Exercise inputs:
------------------------------

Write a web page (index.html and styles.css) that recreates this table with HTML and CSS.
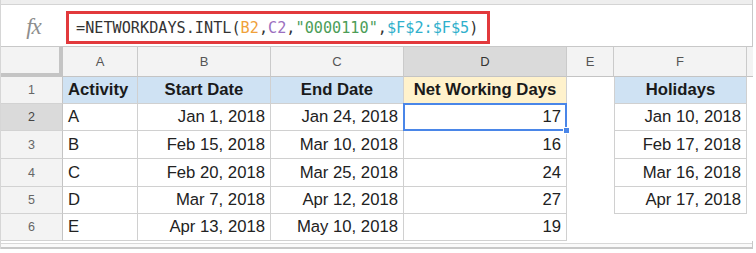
FILE: index.html
```html
<!DOCTYPE html>
<html>
<head>
<meta charset="utf-8">
<link rel="stylesheet" href="styles.css">
</head>
<body>
<div class="sheet">
  <div class="topbar"></div>
  <div class="formula-bar">
    <div class="fx">fx</div>
    <div class="formula-box"><span class="plain">=NETWORKDAYS.INTL(</span><span class="r1">B2</span><span class="plain">,</span><span class="r2">C2</span><span class="plain">,</span><span class="str">"0000110"</span><span class="plain">,</span><span class="r3">$F$2:$F$5</span><span class="plain">)</span></div>
  </div>
  <div class="grid">
    <div class="corner"></div>
    <div class="ch">A</div>
    <div class="ch">B</div>
    <div class="ch">C</div>
    <div class="ch sel">D</div>
    <div class="ch">E</div>
    <div class="ch">F</div>
    <div class="ch end"></div>

    <div class="rh">1</div>
    <div class="cell blue b">Activity</div>
    <div class="cell blue b ctr">Start Date</div>
    <div class="cell blue b ctr">End Date</div>
    <div class="cell yellow b ctr">Net Working Days</div>
    <div class="gap"></div>
    <div class="hol blue b ctr">Holidays</div>
    <div class="end-col"></div>

    <div class="rh sel">2</div>
    <div class="cell">A</div>
    <div class="cell num">Jan 1, 2018</div>
    <div class="cell num">Jan 24, 2018</div>
    <div class="cell num active">17<span class="selbox"><span class="handle"></span></span></div>
    <div class="gap"></div>
    <div class="hol num">Jan 10, 2018</div>
    <div class="end-col"></div>

    <div class="rh">3</div>
    <div class="cell">B</div>
    <div class="cell num">Feb 15, 2018</div>
    <div class="cell num">Mar 10, 2018</div>
    <div class="cell num">16</div>
    <div class="gap"></div>
    <div class="hol num">Feb 17, 2018</div>
    <div class="end-col"></div>

    <div class="rh">4</div>
    <div class="cell">C</div>
    <div class="cell num">Feb 20, 2018</div>
    <div class="cell num">Mar 25, 2018</div>
    <div class="cell num">24</div>
    <div class="gap"></div>
    <div class="hol num">Mar 16, 2018</div>
    <div class="end-col"></div>

    <div class="rh">5</div>
    <div class="cell">D</div>
    <div class="cell num">Mar 7, 2018</div>
    <div class="cell num">Apr 12, 2018</div>
    <div class="cell num">27</div>
    <div class="gap"></div>
    <div class="hol num">Apr 17, 2018</div>
    <div class="end-col"></div>

    <div class="rh">6</div>
    <div class="cell">E</div>
    <div class="cell num">Apr 13, 2018</div>
    <div class="cell num">May 10, 2018</div>
    <div class="cell num">19</div>
    <div class="gap"></div>
    <div class="gap"></div>
    <div class="end-col"></div>
  </div>
  <div class="hscroll"></div>
</div>
</body>
</html>
```

FILE: styles.css
```css
* { box-sizing: border-box; }
html, body { margin: 0; padding: 0; background: #fff; }
body { width: 756px; height: 253px; overflow: hidden; font-family: "Liberation Sans", Arial, sans-serif; }

.sheet {
  width: 753px;
  border-left: 1px solid #d6d6d6;
  border-right: 1px solid #c8c8c8;
}

.topbar {
  height: 5px;
  background: #eeeeee;
  border-bottom: 1px solid #d4d4d4;
}

.formula-bar {
  height: 41px;
  display: flex;
  align-items: flex-start;
  background: #fff;
}

.fx {
  width: 65px;
  height: 44px;
  display: flex;
  align-items: center;
  justify-content: center;
  padding-right: 0;
  font-family: "Liberation Serif", "Times New Roman", serif;
  font-style: italic;
  font-size: 23px;
  color: #8e8e8e;
  letter-spacing: -1px;
}

.formula-box {
  margin-top: 6px;
  width: 424px;
  height: 33px;
  border: 3px solid #e2393c;
  display: flex;
  align-items: center;
  padding-left: 7px;
  font-family: "DejaVu Sans Mono", "Liberation Mono", monospace;
  font-size: 15.2px;
  white-space: pre;
  color: #222;
}
.formula-box .plain { color: #333; }
.formula-box .r1 { color: #f0a13a; }
.formula-box .r2 { color: #9b6fc0; }
.formula-box .str { color: #4c9d57; }
.formula-box .r3 { color: #30b0cc; }

.grid {
  display: grid;
  grid-template-columns: 62px 75px 133px 133px 163px 47px 133px 6px;
  grid-template-rows: 31px 27px 27px 28px 28px 27px 27px;
  font-size: 16.7px;
  color: #222;
}

.corner {
  background: #f3f3f3;
  border-top: 1px solid #c8c8c8;
  border-right: 4px solid #c4c4c4;
  border-bottom: 4px solid #c4c4c4;
}

.ch {
  background: #f3f3f3;
  border-top: 1px solid #c8c8c8;
  border-right: 1px solid #cacaca;
  border-bottom: 1px solid #c4c4c4;
  display: flex;
  align-items: center;
  justify-content: center;
  font-size: 13px;
  color: #555;
}
.ch.sel { background: #dadada; color: #333; }
.ch.end { border-right: none; }

.rh {
  background: #f3f3f3;
  border-right: 1px solid #c4c4c4;
  border-bottom: 1px solid #d2d2d2;
  display: flex;
  align-items: center;
  justify-content: center;
  font-size: 12.5px;
  color: #666;
}
.rh.sel { background: #dadada; color: #444; }

.cell, .hol {
  border-right: 1px solid #d0d0d0;
  border-bottom: 1px solid #d0d0d0;
  display: flex;
  align-items: center;
  padding: 0 5px;
  white-space: nowrap;
}
.hol { border-left: 1px solid #d0d0d0; }

.num { justify-content: flex-end; }
.ctr { justify-content: center; }
.b { font-weight: bold; color: #1a1a1a; }
.blue { background: #cfe2f3; }
.yellow { background: #fff2cc; }

.gap { background: #fff; }
.end-col { background: #fff; }

.active { position: relative; }
.selbox {
  position: absolute;
  left: -1px;
  top: -1px;
  right: -1px;
  bottom: -1px;
  border: 2px solid #4a86e8;
  pointer-events: none;
}
.handle {
  position: absolute;
  right: -5px;
  bottom: -5px;
  width: 7px;
  height: 7px;
  background: #4a86e8;
  border: 1px solid #fff;
}

.hscroll {
  margin-top: 2px;
  height: 6px;
  border-top: 1px solid #d8d8d8;
  border-bottom: 2px solid #c8c8c8;
  background: #fafafa;
}
```
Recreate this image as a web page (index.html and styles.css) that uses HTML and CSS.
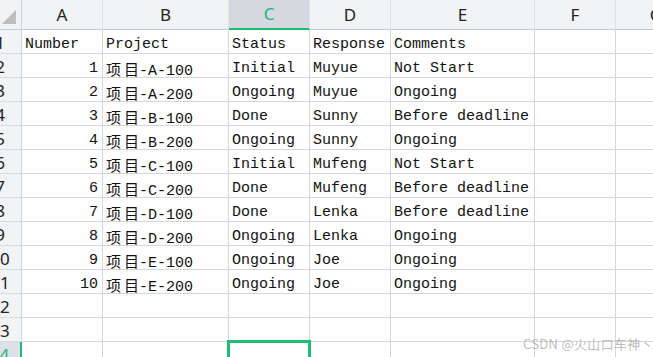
FILE: index.html
```html
<!DOCTYPE html>
<html>
<head>
<meta charset="utf-8">
<link rel="stylesheet" href="styles.css">
</head>
<body>
<div class="sheet">
  <div class="row head">
    <div class="rh corner"><svg width="14" height="14" viewBox="0 0 14 14"><polygon points="14,0 14,14 0,14" fill="#bdbdbd"/></svg></div>
    <div class="ch c-a">A</div><div class="ch c-b">B</div><div class="ch c-c sel">C</div><div class="ch c-d">D</div><div class="ch c-e">E</div><div class="ch c-f">F</div><div class="ch c-g">G</div>
  </div>
  <div class="row"><div class="rh">1</div><div class="c c-a">Number</div><div class="c c-b">Project</div><div class="c c-c">Status</div><div class="c c-d">Response</div><div class="c c-e">Comments</div><div class="c c-f"></div><div class="c c-g"></div></div>
  <div class="row"><div class="rh">2</div><div class="c c-a num">1</div><div class="c c-b"><span class="cjk">项目</span>-A-100</div><div class="c c-c">Initial</div><div class="c c-d">Muyue</div><div class="c c-e">Not Start</div><div class="c c-f"></div><div class="c c-g"></div></div>
  <div class="row"><div class="rh">3</div><div class="c c-a num">2</div><div class="c c-b"><span class="cjk">项目</span>-A-200</div><div class="c c-c">Ongoing</div><div class="c c-d">Muyue</div><div class="c c-e">Ongoing</div><div class="c c-f"></div><div class="c c-g"></div></div>
  <div class="row"><div class="rh">4</div><div class="c c-a num">3</div><div class="c c-b"><span class="cjk">项目</span>-B-100</div><div class="c c-c">Done</div><div class="c c-d">Sunny</div><div class="c c-e">Before deadline</div><div class="c c-f"></div><div class="c c-g"></div></div>
  <div class="row"><div class="rh">5</div><div class="c c-a num">4</div><div class="c c-b"><span class="cjk">项目</span>-B-200</div><div class="c c-c">Ongoing</div><div class="c c-d">Sunny</div><div class="c c-e">Ongoing</div><div class="c c-f"></div><div class="c c-g"></div></div>
  <div class="row"><div class="rh">6</div><div class="c c-a num">5</div><div class="c c-b"><span class="cjk">项目</span>-C-100</div><div class="c c-c">Initial</div><div class="c c-d">Mufeng</div><div class="c c-e">Not Start</div><div class="c c-f"></div><div class="c c-g"></div></div>
  <div class="row"><div class="rh">7</div><div class="c c-a num">6</div><div class="c c-b"><span class="cjk">项目</span>-C-200</div><div class="c c-c">Done</div><div class="c c-d">Mufeng</div><div class="c c-e">Before deadline</div><div class="c c-f"></div><div class="c c-g"></div></div>
  <div class="row"><div class="rh">8</div><div class="c c-a num">7</div><div class="c c-b"><span class="cjk">项目</span>-D-100</div><div class="c c-c">Done</div><div class="c c-d">Lenka</div><div class="c c-e">Before deadline</div><div class="c c-f"></div><div class="c c-g"></div></div>
  <div class="row"><div class="rh">9</div><div class="c c-a num">8</div><div class="c c-b"><span class="cjk">项目</span>-D-200</div><div class="c c-c">Ongoing</div><div class="c c-d">Lenka</div><div class="c c-e">Ongoing</div><div class="c c-f"></div><div class="c c-g"></div></div>
  <div class="row"><div class="rh">10</div><div class="c c-a num">9</div><div class="c c-b"><span class="cjk">项目</span>-E-100</div><div class="c c-c">Ongoing</div><div class="c c-d">Joe</div><div class="c c-e">Ongoing</div><div class="c c-f"></div><div class="c c-g"></div></div>
  <div class="row"><div class="rh">11</div><div class="c c-a num">10</div><div class="c c-b"><span class="cjk">项目</span>-E-200</div><div class="c c-c">Ongoing</div><div class="c c-d">Joe</div><div class="c c-e">Ongoing</div><div class="c c-f"></div><div class="c c-g"></div></div>
  <div class="row"><div class="rh">12</div><div class="c c-a"></div><div class="c c-b"></div><div class="c c-c"></div><div class="c c-d"></div><div class="c c-e"></div><div class="c c-f"></div><div class="c c-g"></div></div>
  <div class="row"><div class="rh">13</div><div class="c c-a"></div><div class="c c-b"></div><div class="c c-c"></div><div class="c c-d"></div><div class="c c-e"></div><div class="c c-f"></div><div class="c c-g"></div></div>
  <div class="row"><div class="rh rsel">14</div><div class="c c-a"></div><div class="c c-b"></div><div class="c c-c active"></div><div class="c c-d"></div><div class="c c-e"></div><div class="c c-f"></div><div class="c c-g"></div></div>
</div>
<div class="watermark">CSDN @火山口车神丶</div>
</body>
</html>
```

FILE: styles.css
```css
html, body {
  margin: 0;
  padding: 0;
  background: #ffffff;
  overflow: hidden;
  width: 653px;
  height: 357px;
}

.sheet {
  margin-left: -21px;
  width: 760px;
}

.row {
  display: flex;
  height: 24px;
}

.row.head {
  height: 30px;
}

.rh, .ch, .c {
  box-sizing: border-box;
  flex: none;
  height: 100%;
}

.rh {
  width: 43px;
  background: #f2f3f5;
  border-right: 1px solid #cfd3db;
  border-bottom: 1px solid #d8dbe1;
  padding-top: 1px;
  font-family: "Noto Sans", sans-serif;
  font-size: 17px;
  line-height: 23px;
  color: #222222;
  text-align: center;
}

.rh.corner {
  display: flex;
  justify-content: flex-end;
  align-items: flex-end;
  padding: 0 5px 5px 0;
  border-bottom: 1px solid #c5cad4;
}

.rh.rsel {
  background: #dde0e6;
  color: #1db673;
  border-right: 2px solid #1fb874;
}

.ch {
  background: #f2f3f5;
  border-right: 1px solid #dfe2e7;
  border-bottom: 1px solid #c5cad4;
  font-family: "Noto Sans", sans-serif;
  font-size: 17px;
  line-height: 29px;
  color: #222222;
  text-align: center;
}

.ch.sel {
  background: #d5d8de;
  color: #1db673;
  border-bottom: 2px solid #1fb874;
  line-height: 28px;
}

.c {
  position: relative;
  border-right: 1px solid #d3d7de;
  border-bottom: 1px solid #d3d7de;
  padding: 5px 3px 0 3px;
  font-family: "Liberation Mono", monospace;
  font-size: 15px;
  line-height: 20px;
  color: #111111;
  white-space: nowrap;
  overflow: visible;
}

.c.num {
  text-align: right;
  padding-right: 4px;
}

.cjk {
  font-family: "Noto Sans CJK SC", sans-serif;
  font-size: 15px;
  letter-spacing: 3px;
  margin-right: -3px;
}

.c-a { width: 81px; }
.c-b { width: 126px; }
.c-c { width: 81px; }
.c-d { width: 81px; }
.c-e { width: 144px; }
.c-f { width: 81px; }
.c-g { width: 81px; }

.c.active::after {
  content: "";
  position: absolute;
  top: -2px;
  left: -2px;
  right: -2px;
  bottom: -4px;
  border: 3px solid #1fbd78;
}

.watermark {
  position: absolute;
  left: 523px;
  top: 335px;
  font-family: "Noto Sans CJK SC", sans-serif;
  font-size: 13px;
  line-height: 18px;
  color: rgba(150, 150, 150, 0.65);
  letter-spacing: 0.3px;
  white-space: nowrap;
}
```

------------------------------

Task goal:
All lines holding the word "that" should be picked out and copied.

Response to this exercise:
Write a web page (index.html and styles.css) that recreates this table with HTML and CSS.
Recreate this image as a web page (index.html and styles.css) that uses HTML and CSS.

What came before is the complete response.